Asymmetric Dark Matter: Theories, Signatures, and Constraints

TL;DR

Asymmetric Dark Matter (ADM) proposes a shared origin for the dark and baryon asymmetries, explaining the observed density ratio $\rho_{DM}/\rho_B \approx 5$ via a DM number excess tied to the baryon asymmetry and predicting $m_X$ in the GeV–TeV range depending on the model. The review categorizes ADM scenarios into two main mechanisms for sharing or generating asymmetries—sphaleron transfers and higher-dimension/renormalizable operators, and two broad generation pathways—cogenesis and darkogenesis—including Affleck-Dine dynamics and electroweak or spontaneous baryogenesis analogues. It further discusses how the symmetric DM component is eliminated through annihilations (with heavy mediators or dark forces), the role of hidden sectors and self-interactions, and the possibility of late-time wash-out via oscillations. The paper surveys a broad phenomenology, linking cosmological constraints (CMB), astrophysical objects (neutron stars, the Sun, white dwarfs), indirect/direct detection experiments, and collider signatures, highlighting how ADM shapes experimental strategies and where future tests may be most informative.

Abstract

We review theories of Asymmetric Dark Matter (ADM), their cosmological implications and detection. While there are many models of ADM in the literature, our review of existing models will center on highlighting the few common features and important mechanisms for generation and transfer of the matter-anti-matter asymmetry between dark and visible sectors. We also survey ADM hidden sectors, the calculation of the relic abundance for ADM, and how the DM asymmetry may be erased at late times through oscillations. We consider cosmological constraints on ADM from the cosmic microwave background, neutron stars, the Sun, and brown and white dwarves.
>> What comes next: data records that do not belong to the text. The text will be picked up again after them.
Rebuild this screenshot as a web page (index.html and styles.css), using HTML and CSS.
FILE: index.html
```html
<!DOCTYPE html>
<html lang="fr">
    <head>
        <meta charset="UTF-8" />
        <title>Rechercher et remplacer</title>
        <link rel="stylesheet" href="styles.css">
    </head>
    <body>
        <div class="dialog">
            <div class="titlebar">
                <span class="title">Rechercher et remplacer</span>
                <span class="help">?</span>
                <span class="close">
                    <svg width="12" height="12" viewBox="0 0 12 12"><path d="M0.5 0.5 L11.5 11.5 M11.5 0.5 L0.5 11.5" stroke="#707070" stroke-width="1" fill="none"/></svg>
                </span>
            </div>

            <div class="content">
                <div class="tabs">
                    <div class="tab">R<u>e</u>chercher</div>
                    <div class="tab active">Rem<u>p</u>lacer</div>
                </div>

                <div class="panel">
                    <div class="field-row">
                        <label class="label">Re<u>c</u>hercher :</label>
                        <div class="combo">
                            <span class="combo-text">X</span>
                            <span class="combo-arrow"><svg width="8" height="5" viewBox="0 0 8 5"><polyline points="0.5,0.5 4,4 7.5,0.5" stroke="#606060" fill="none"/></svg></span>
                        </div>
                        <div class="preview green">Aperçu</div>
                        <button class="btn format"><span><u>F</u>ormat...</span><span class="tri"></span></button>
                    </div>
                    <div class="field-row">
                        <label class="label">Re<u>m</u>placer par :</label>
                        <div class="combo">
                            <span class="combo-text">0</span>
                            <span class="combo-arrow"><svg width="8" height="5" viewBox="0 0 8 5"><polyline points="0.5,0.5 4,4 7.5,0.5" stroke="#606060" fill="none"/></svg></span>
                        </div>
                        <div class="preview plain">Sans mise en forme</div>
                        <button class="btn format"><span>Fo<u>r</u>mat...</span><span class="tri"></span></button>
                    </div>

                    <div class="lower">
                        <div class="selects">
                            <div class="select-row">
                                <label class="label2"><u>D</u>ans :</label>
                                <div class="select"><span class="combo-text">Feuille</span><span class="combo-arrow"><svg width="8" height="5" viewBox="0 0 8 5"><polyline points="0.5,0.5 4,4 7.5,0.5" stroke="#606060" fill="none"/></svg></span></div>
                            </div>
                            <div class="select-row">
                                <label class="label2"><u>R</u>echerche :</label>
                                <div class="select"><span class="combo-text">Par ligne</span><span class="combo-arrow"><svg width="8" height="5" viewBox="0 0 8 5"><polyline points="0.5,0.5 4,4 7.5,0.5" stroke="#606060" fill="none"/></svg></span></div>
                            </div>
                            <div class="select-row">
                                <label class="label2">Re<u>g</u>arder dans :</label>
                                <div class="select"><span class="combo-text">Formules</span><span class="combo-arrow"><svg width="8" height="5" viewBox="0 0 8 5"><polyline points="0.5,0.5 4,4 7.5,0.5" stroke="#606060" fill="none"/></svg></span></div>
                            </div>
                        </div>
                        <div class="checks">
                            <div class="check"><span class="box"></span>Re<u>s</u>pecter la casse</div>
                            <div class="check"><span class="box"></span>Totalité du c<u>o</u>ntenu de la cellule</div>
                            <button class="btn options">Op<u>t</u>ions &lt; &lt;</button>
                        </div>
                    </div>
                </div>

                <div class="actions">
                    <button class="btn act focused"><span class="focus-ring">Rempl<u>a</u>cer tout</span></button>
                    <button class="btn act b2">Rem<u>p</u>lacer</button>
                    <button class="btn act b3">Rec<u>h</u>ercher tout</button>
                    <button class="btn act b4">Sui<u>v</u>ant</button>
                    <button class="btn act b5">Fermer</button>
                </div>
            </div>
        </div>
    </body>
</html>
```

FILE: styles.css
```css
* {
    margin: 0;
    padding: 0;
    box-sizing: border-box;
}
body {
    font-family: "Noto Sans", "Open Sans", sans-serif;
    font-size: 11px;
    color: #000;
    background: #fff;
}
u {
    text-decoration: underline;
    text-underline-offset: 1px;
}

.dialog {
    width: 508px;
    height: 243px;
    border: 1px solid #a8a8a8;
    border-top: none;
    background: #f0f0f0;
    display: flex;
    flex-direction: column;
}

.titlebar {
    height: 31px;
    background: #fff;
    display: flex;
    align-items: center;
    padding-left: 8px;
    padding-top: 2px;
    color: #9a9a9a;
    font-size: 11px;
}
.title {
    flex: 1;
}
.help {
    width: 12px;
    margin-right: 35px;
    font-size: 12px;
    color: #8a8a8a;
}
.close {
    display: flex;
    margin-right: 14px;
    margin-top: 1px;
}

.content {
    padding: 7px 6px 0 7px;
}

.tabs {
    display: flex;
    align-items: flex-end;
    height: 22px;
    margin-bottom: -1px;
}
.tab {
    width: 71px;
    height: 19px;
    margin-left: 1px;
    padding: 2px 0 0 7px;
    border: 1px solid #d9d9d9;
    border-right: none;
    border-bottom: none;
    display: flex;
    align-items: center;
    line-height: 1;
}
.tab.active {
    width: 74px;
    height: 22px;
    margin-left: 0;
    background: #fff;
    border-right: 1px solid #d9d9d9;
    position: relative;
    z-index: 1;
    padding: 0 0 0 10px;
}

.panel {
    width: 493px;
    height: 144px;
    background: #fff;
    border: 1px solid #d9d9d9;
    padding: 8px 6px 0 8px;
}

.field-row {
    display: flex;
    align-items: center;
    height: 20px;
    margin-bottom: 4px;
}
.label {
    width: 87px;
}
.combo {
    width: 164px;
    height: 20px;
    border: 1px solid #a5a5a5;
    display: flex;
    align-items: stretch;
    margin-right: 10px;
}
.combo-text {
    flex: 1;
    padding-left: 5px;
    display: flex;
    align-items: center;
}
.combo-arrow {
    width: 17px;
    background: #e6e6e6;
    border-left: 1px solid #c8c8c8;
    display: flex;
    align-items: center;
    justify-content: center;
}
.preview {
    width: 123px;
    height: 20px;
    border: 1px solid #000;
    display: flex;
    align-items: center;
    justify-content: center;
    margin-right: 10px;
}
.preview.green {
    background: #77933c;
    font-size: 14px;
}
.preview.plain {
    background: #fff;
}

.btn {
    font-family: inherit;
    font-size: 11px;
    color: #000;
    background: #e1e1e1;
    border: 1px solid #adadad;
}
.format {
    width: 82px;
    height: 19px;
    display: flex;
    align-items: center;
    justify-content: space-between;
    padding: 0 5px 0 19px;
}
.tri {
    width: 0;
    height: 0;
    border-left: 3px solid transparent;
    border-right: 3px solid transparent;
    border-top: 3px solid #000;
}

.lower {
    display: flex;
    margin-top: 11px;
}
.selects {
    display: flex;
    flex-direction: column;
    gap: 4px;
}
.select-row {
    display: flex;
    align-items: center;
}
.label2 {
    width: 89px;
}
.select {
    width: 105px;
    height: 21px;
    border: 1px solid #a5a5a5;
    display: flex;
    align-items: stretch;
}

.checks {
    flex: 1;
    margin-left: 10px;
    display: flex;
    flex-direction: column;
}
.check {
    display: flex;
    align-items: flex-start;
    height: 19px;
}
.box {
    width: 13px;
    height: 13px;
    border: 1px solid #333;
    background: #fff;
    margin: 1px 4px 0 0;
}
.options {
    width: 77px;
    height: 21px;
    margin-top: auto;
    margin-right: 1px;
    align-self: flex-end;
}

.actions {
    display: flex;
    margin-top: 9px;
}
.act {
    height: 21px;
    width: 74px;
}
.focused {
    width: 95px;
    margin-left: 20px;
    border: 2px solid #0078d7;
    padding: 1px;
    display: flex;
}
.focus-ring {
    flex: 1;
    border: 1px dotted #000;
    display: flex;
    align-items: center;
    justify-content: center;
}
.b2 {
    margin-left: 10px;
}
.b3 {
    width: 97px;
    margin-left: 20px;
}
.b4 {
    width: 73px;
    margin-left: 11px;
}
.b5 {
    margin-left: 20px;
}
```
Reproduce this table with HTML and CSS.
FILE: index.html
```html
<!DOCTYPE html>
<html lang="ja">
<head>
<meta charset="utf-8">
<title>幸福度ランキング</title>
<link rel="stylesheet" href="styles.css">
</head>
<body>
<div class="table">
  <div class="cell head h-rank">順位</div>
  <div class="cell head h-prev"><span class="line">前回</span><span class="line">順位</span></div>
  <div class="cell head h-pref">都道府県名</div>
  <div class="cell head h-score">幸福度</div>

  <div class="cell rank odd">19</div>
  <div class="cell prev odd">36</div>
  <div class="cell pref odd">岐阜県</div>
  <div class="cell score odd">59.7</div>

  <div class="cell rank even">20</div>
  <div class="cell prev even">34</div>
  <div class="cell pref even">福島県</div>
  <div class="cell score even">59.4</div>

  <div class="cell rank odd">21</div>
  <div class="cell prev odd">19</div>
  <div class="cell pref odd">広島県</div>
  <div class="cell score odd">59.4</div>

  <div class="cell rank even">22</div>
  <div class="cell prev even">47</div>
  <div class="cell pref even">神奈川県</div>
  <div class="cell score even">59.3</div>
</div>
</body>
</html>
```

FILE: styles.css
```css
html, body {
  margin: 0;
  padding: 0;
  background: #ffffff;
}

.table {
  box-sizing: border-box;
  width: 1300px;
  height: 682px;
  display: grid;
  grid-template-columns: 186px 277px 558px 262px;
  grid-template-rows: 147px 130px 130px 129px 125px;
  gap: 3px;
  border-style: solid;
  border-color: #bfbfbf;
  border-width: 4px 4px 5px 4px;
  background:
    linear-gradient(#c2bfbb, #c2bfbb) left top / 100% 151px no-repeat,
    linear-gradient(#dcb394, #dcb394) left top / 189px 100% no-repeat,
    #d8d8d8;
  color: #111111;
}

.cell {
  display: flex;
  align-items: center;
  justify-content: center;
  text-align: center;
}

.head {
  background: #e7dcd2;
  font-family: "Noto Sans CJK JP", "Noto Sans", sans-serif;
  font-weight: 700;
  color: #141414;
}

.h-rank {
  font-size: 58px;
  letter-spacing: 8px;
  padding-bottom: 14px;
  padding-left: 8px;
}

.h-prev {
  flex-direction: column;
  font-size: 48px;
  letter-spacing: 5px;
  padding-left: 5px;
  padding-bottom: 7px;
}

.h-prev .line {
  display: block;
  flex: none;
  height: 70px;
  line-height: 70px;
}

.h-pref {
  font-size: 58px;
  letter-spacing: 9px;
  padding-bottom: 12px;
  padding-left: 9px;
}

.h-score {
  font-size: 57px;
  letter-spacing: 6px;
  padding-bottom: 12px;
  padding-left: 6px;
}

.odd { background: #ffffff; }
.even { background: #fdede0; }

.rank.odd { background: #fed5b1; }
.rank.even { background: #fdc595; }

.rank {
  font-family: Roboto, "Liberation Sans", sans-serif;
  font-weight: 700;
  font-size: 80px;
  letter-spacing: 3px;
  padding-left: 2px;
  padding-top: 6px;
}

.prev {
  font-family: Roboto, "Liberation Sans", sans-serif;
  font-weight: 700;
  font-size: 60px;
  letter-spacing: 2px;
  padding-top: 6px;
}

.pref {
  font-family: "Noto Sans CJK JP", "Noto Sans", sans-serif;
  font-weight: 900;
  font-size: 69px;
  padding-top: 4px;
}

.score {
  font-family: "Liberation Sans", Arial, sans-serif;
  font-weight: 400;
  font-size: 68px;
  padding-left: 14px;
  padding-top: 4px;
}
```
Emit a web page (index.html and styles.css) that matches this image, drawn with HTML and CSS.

Lastly, we review indirect and direct detection methods for ADM, collider signatures, and constraints.

Figures (12)

• Figure 1: left: $\rho_{DM}/\rho_B$ versus the DM mass to DM-number violation decoupling temperature ratio, $m_X/T_D$. This plot is designed to illustrate how Boltzmann statistics with $m_X/T_D > 1$ can suppress the DM energy density, giving rise to the observed $\rho_{DM}/\rho_B$ even for heavy DM mass. For decoupling of DM number violation at 200 GeV, the DM must be at least 2 TeV. From Buckley:2010ui. right: In the absence of a large DM density suppression from a large DM to decoupling temperature ratio, cancellations in the sphaleron conserved quantities $B-L$ and $B-3 D$ can be used to achieve the correct density. The dashed, solid and dot-dashed (red, blue, green) lines correspond to $\Omega_{DM}/\Omega_B = (1,5,25)$, with $m_X/T_D = 0.25$ and DM mass $m_X = 200$ GeV. From Kribs:2009fy.
• Figure 2: A schematic of higher dimension ADM models Kaplan:2009ag. The $x$-axis represents the inaccessibility of the sector (the visible or dark sector) and the $y$-axis its energy, with the set-up inspired by Hidden Valley models Strassler:2006im. The mediator of the higher dimension operator, ${\cal O}_D {\cal O}_{B-L}$, presents a barrier between the two sectors. At high temperatures the barrier is effectively removed though high energy interactions, allowing the $B-L$ and $D$ number to be shared between the two sectors. At low temperatures, the barrier effectively freezes in the asymmetry between the two sectors.
• Figure 3: A schematic of leptogenesis ADM models. Out-of-equilibrium and CP violating decays of a sterile neutrino into both the SM and DM sectors give rise to an asymmetry in both sectors. From Falkowski:2011xh.
• Figure 4: Schematic of darkogenesis models. Darkogenesis makes use of dynamics in the dark sector (with a dark Higgs and dark sphalerons) to generate a dark asymmetry that is then transferred to the baryons via a connector sector. Figure from Shelton:2010ta.
• Figure 5: Typical processes for removing the thermal symmetric (in $X$ and $\bar{X}$) abundance. $X-\bar{X}$ can annihilate to light force mediators $\phi$ (whether they be scalar or vector), or through a heavier state directly to SM $f \bar{f}$.